Advocacy for Circularity and Justice: The UN pushes for reduced mineral demand through material efficiency, substitution, and recycling, noting that scaling up recycling could cut new mining needs by 25–40% by 2050. It stresses equitable wealth distribution, warning against repeating colonial exploitation patterns where developing nations are left with raw material exports and little value-added industry.

Addressing Human Rights and Environmental Risks: The UN has raised concerns about human rights abuses, like child labor in cobalt mining in the Democratic Republic of Congo, and environmental damage such as water depletion from lithium extraction in Chile. It promotes due diligence, transparency, and accountability across supply chains, leveraging tools like blockchain and digital product passports to trace mineral origins and ensure ethical sourcing.

Limitations: The UN’s role is largely advisory, relying on voluntary adoption of its principles. It lacks binding authority to enforce standards, and critics argue its frameworks risk being diluted by competing national interests or industry pushback. Geopolitical tensions, especially between major players like China and Western nations, complicate global coordination.

Please join us for this evening’s discussion on the important role the UN has played in shaping norms and encouraging multilateral action to make critical mineral extraction more responsible and efficient, through fostering dialogue and setting aspirational benchmarks for tangible outcomes in implementing abiding UN principles.


Guest Presenter

María José Baptista

María José Baptista is a Costa Rican lawyer working for the New York Office of the United Nations Environment Programme (UNEP) to bring the environmental perspective into interagency and intergovernmental processes in UN Headquarters. As part of this role, she is supporting the Secretary General’s Working Group on Transforming the Extractive Industries for Sustainable Development. She is also the coordinator of UNEP’s Extractives Hub.

From 2011 to 2021 she worked for the UNEP-hosted Secretariat of the International Resource Panel, where she led the development of scientific publications on sustainable land management, food systems, the economic potential of resource efficiency, the interlinkages between resource efficiency and climate change, and the flagship IRP report ‘Global Resources Outlook’, among others.

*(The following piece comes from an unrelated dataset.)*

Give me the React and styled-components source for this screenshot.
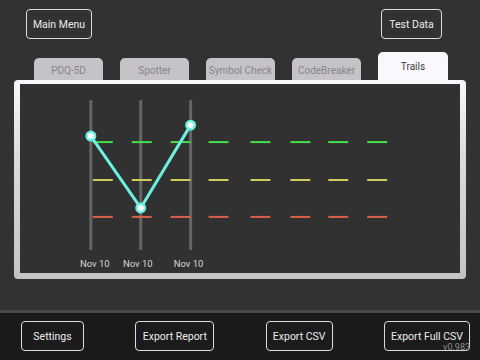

Prior to joining UNEP, María José worked at the Bureau for Latin America and the Caribbean of the United Nations Development Programme on the Economic Valuation of Biodiversity in the region. She also served as an attorney for the Legal Department of the Inter-America Development Bank in Washington DC and worked with the World Resources Forum on topics related to the Sustainable Management of Natural Resources.